Burgess, a bit more animated than usual, did nothing short of
patting himself on the back between each song, encouraging applause
from the crowd by taking care of much of it himself. It makes one
wonder just how entertaining any of these Madchester bands would be
live without all of the trademark bravado. The main set ended with
three of the Charlatans’ greatest moments from three different
albums, “Just When You’re Thinkin’ Things Over,” “Weirdo” and “How
High.”
The Charlatans reached way back to 1990’s Some Friendly —
still their best-known album in America — for a pair of encores.
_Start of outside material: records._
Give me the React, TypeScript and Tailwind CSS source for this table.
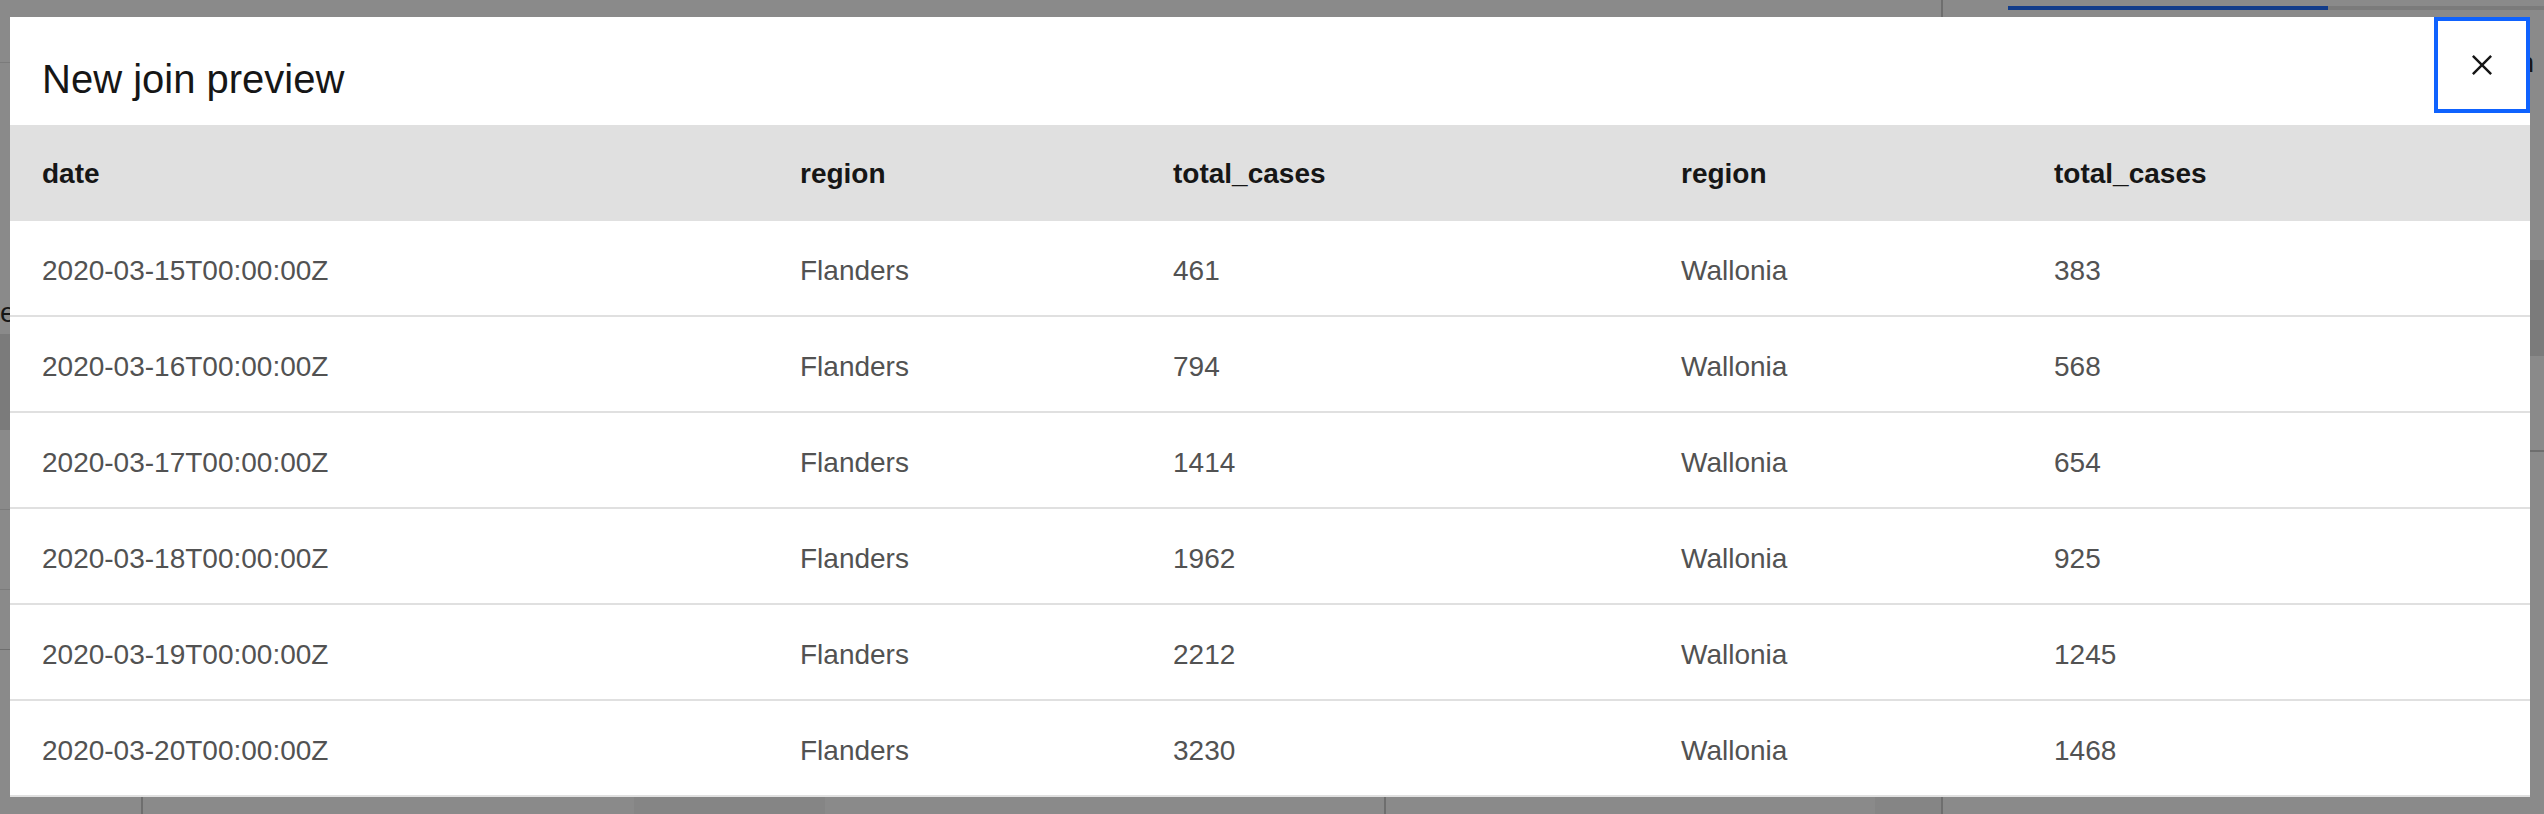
import React from 'react';

const rows = [
  ['2020-03-15T00:00:00Z', 'Flanders', '461', 'Wallonia', '383'],
  ['2020-03-16T00:00:00Z', 'Flanders', '794', 'Wallonia', '568'],
  ['2020-03-17T00:00:00Z', 'Flanders', '1414', 'Wallonia', '654'],
  ['2020-03-18T00:00:00Z', 'Flanders', '1962', 'Wallonia', '925'],
  ['2020-03-19T00:00:00Z', 'Flanders', '2212', 'Wallonia', '1245'],
  ['2020-03-20T00:00:00Z', 'Flanders', '3230', 'Wallonia', '1468'],
];

const headers = ['date', 'region', 'total_cases', 'region', 'total_cases'];

const cols = 'grid grid-cols-[758px_373px_508px_373px_508px] items-center';

const App: React.FC = () => {
  return (
    <div className="relative h-[814px] w-full overflow-hidden bg-white font-['Liberation_Sans',Arial,sans-serif]">
      {/* page underneath the overlay */}
      <div className="flex h-full">
        <div className="flex flex-1 flex-col">
          <div className="h-[63px] border-b border-[#e0e0e0]" />
          <div className="flex h-[271px] flex-col justify-end text-[28px] text-[#161616]">
            <span>e</span>
          </div>
          <div className="h-[96px] bg-[#e0e0e0]" />
          <div className="h-[80px] border-b border-[#e0e0e0]" />
          <div className="h-[80px] border-b border-[#e0e0e0]" />
          <div className="h-[60px] border-b border-[#c6c6c6]" />
          <div className="flex flex-1">
            <div className="w-[143px] border-r-2 border-[#c6c6c6]" />
            <div className="w-[491px]" />
            <div className="w-[191px] bg-[#f4f4f4]" />
            <div className="w-[561px] border-r-2 border-[#c6c6c6]" />
            <div className="w-[489px]" />
            <div className="flex-1 bg-[#f4f4f4]" />
          </div>
        </div>
        <div className="flex w-[603px] flex-col border-l-2 border-[#c6c6c6]">
          <div className="flex pt-[6px] pl-[65px]">
            <div className="h-[4px] w-[320px] bg-[#0f62fe]" />
            <div className="h-[4px] flex-1 bg-[#e0e0e0]" />
          </div>
          <div className="pl-[560px] pt-[30px] text-[28px] leading-[46px] text-[#161616]">
            <p>an</p>
            <p>ol</p>
            <p>y</p>
            <p>e</p>
          </div>
          <div className="mt-[36px] flex h-[96px] items-center bg-[#e0e0e0] pl-[560px] text-[28px] font-bold text-[#161616]">
            w
          </div>
          <div className="h-[96px] border-b-2 border-[#c6c6c6] pl-[560px] pt-[24px] text-[28px] text-[#525252]">
            e
          </div>
        </div>
      </div>

      {/* overlay */}
      <div className="absolute inset-0 bg-[rgba(22,22,22,0.5)]" />

      {/* modal */}
      <div className="absolute left-[10px] top-[17px] w-[2520px] bg-white">
        <div className="h-[108px] pl-[32px] pt-[34px]">
          <h2 className="text-[40px] leading-[56px] text-[#161616]">New join preview</h2>
        </div>
        <button className="absolute right-0 top-0 flex h-[96px] w-[96px] items-center justify-center border-4 border-[#0f62fe] bg-white">
          <svg width="40" height="40" viewBox="0 0 32 32" fill="#161616">
            <path d="M24 9.4L22.6 8 16 14.6 9.4 8 8 9.4 14.6 16 8 22.6 9.4 24 16 17.4 22.6 24 24 22.6 17.4 16 24 9.4z" />
          </svg>
        </button>

        <div className={`${cols} h-[96px] bg-[#e0e0e0] pt-[2px] text-[28px] font-bold text-[#161616]`}>
          {headers.map((h, i) => (
            <div key={i} className="px-[32px]">{h}</div>
          ))}
        </div>
        {rows.map((r, idx) => (
          <div key={idx} className={`${cols} h-[96px] border-b-2 border-[#e0e0e0] pt-[6px] text-[28px] text-[#525252]`}>
            {r.map((c, i) => (
              <div key={i} className="px-[32px]">{c}</div>
            ))}
          </div>
        ))}
      </div>
    </div>
  );
};

export default App;
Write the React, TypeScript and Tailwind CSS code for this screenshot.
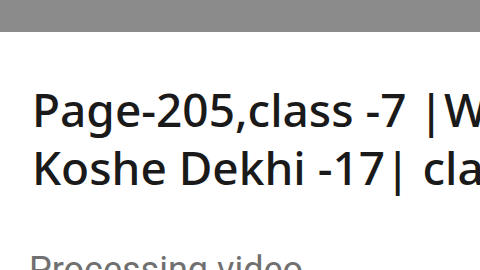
import React from 'react'

export default function App() {
  return (
    <div className="w-[480px] h-[270px] overflow-hidden bg-white">
      <div className="h-[32px] bg-[#8b8b8b]" />
      <div className="pl-[32px] pt-[48px] w-[700px]">
        <h1 className="text-[46px] leading-[58px] font-medium text-[#1a1a1a]" style={{ fontFamily: "'Noto Sans', sans-serif" }}>
          Page-205,class -7 |WBBSE<br />Koshe Dekhi -17| class 7 math
        </h1>
        <p className="mt-[56px] -ml-[3px] text-[36px] leading-[36px] text-[#707070]" style={{ fontFamily: "Roboto, sans-serif" }}>
          Processing video...
        </p>
      </div>
    </div>
  )
}
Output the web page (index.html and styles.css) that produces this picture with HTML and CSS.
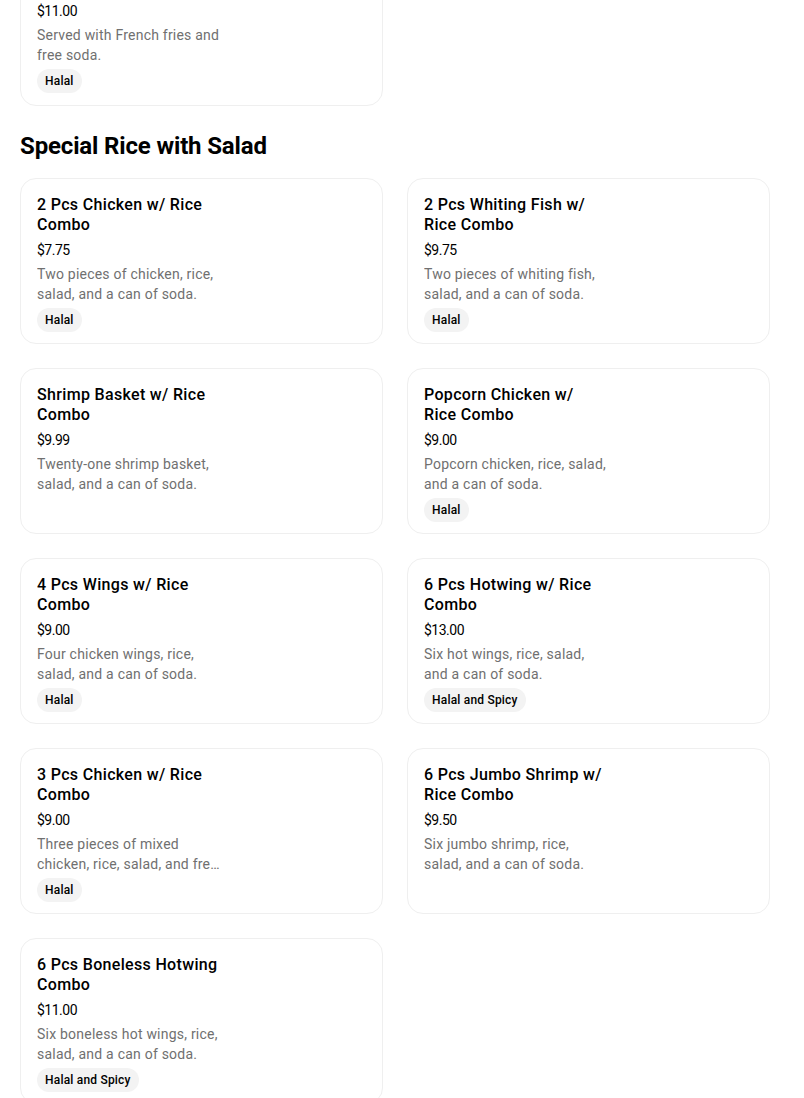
FILE: index.html
```html
<!DOCTYPE html>
<html>
<head>
<meta charset="utf-8">
<link rel="stylesheet" href="styles.css">
</head>
<body>
<div class="page">
  <div class="grid">
    <div class="card card-top">
      <div class="info">
        <div class="price">$11.00</div>
        <div class="desc">Served with French fries and free soda.</div>
        <span class="badge">Halal</span>
      </div>
    </div>
  </div>

  <h2 class="section-title">Special Rice with Salad</h2>

  <div class="grid">
    <div class="card">
      <div class="info">
        <div class="title">2 Pcs Chicken w/ Rice Combo</div>
        <div class="price">$7.75</div>
        <div class="desc">Two pieces of chicken, rice, salad, and a can of soda.</div>
        <span class="badge">Halal</span>
      </div>
    </div>
    <div class="card">
      <div class="info">
        <div class="title">2 Pcs Whiting Fish w/ Rice Combo</div>
        <div class="price">$9.75</div>
        <div class="desc">Two pieces of whiting fish, salad, and a can of soda.</div>
        <span class="badge">Halal</span>
      </div>
    </div>
    <div class="card">
      <div class="info">
        <div class="title">Shrimp Basket w/ Rice Combo</div>
        <div class="price">$9.99</div>
        <div class="desc">Twenty-one shrimp basket, salad, and a can of soda.</div>
      </div>
    </div>
    <div class="card">
      <div class="info">
        <div class="title">Popcorn Chicken w/ Rice Combo</div>
        <div class="price">$9.00</div>
        <div class="desc">Popcorn chicken, rice, salad, and a can of soda.</div>
        <span class="badge">Halal</span>
      </div>
    </div>
    <div class="card">
      <div class="info">
        <div class="title">4 Pcs Wings w/ Rice Combo</div>
        <div class="price">$9.00</div>
        <div class="desc">Four chicken wings, rice, salad, and a can of soda.</div>
        <span class="badge">Halal</span>
      </div>
    </div>
    <div class="card">
      <div class="info">
        <div class="title">6 Pcs Hotwing w/ Rice Combo</div>
        <div class="price">$13.00</div>
        <div class="desc">Six hot wings, rice, salad, and a can of soda.</div>
        <span class="badge">Halal and Spicy</span>
      </div>
    </div>
    <div class="card">
      <div class="info">
        <div class="title">3 Pcs Chicken w/ Rice Combo</div>
        <div class="price">$9.00</div>
        <div class="desc">Three pieces of mixed chicken, rice, salad, and free soda.</div>
        <span class="badge">Halal</span>
      </div>
    </div>
    <div class="card">
      <div class="info">
        <div class="title">6 Pcs Jumbo Shrimp w/ Rice Combo</div>
        <div class="price">$9.50</div>
        <div class="desc">Six jumbo shrimp, rice, salad, and a can of soda.</div>
      </div>
    </div>
    <div class="card">
      <div class="info">
        <div class="title">6 Pcs Boneless Hotwing Combo</div>
        <div class="price">$11.00</div>
        <div class="desc">Six boneless hot wings, rice, salad, and a can of soda.</div>
        <span class="badge">Halal and Spicy</span>
      </div>
    </div>
  </div>
</div>
</body>
</html>
```

FILE: styles.css
```css
html, body {
  margin: 0;
  padding: 0;
  background: #ffffff;
}
body {
  font-family: Roboto, "Liberation Sans", Arial, sans-serif;
  color: #000000;
  overflow: hidden;
}
.page {
  width: 750px;
  padding: 0 20px;
  margin-top: -16px;
}
.grid {
  display: grid;
  grid-template-columns: 1fr 1fr;
  column-gap: 24px;
  row-gap: 24px;
}
.card {
  box-sizing: border-box;
  min-height: 166px;
  border: 1px solid #efefef;
  border-radius: 16px;
  padding: 16px 16px 11px 16px;
  display: flex;
}
.card-top {
  min-height: 0;
  padding-bottom: 12px;
}
.info {
  width: 186px;
  display: flex;
  flex-direction: column;
  align-items: flex-start;
}
.title {
  font-size: 16px;
  line-height: 20px;
  font-weight: 500;
  letter-spacing: 0.33px;
  color: #000000;
  margin-bottom: 5px;
}
.price {
  font-size: 14px;
  line-height: 20px;
  letter-spacing: -0.5px;
  color: #000000;
  margin-bottom: 4px;
}
.desc {
  font-size: 14px;
  line-height: 20px;
  letter-spacing: 0.22px;
  color: #707070;
  display: -webkit-box;
  -webkit-line-clamp: 2;
  -webkit-box-orient: vertical;
  overflow: hidden;
}
.badge {
  margin-top: 4px;
  display: inline-block;
  background: #f3f3f3;
  border-radius: 12px;
  padding: 0 8px;
  font-size: 12px;
  line-height: 24px;
  font-weight: 500;
  letter-spacing: 0.2px;
  color: #000000;
}
.section-title {
  margin: 24px 0 16px 0;
  font-size: 24px;
  line-height: 32px;
  font-weight: 700;
  letter-spacing: -0.15px;
  color: #000000;
}
```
The Hammond organ-driven “Then” recalled the brilliance of the
Manchester music scene in the early Nineties, with its vibrant,
breezy chorus and psychedelic, hip-shaking backbeat. And the
innocently compelling “Sproston Green,” which began as a nearly
unrecognizable ember of its former self, eased slowly into the
sprightly groove that forms the trippy song’s foundation, providing
the show’s coda. And then the Charlatans were gone, off to greener
pastures across the pond, where the pints are fuller and so,
sometimes, are the venues.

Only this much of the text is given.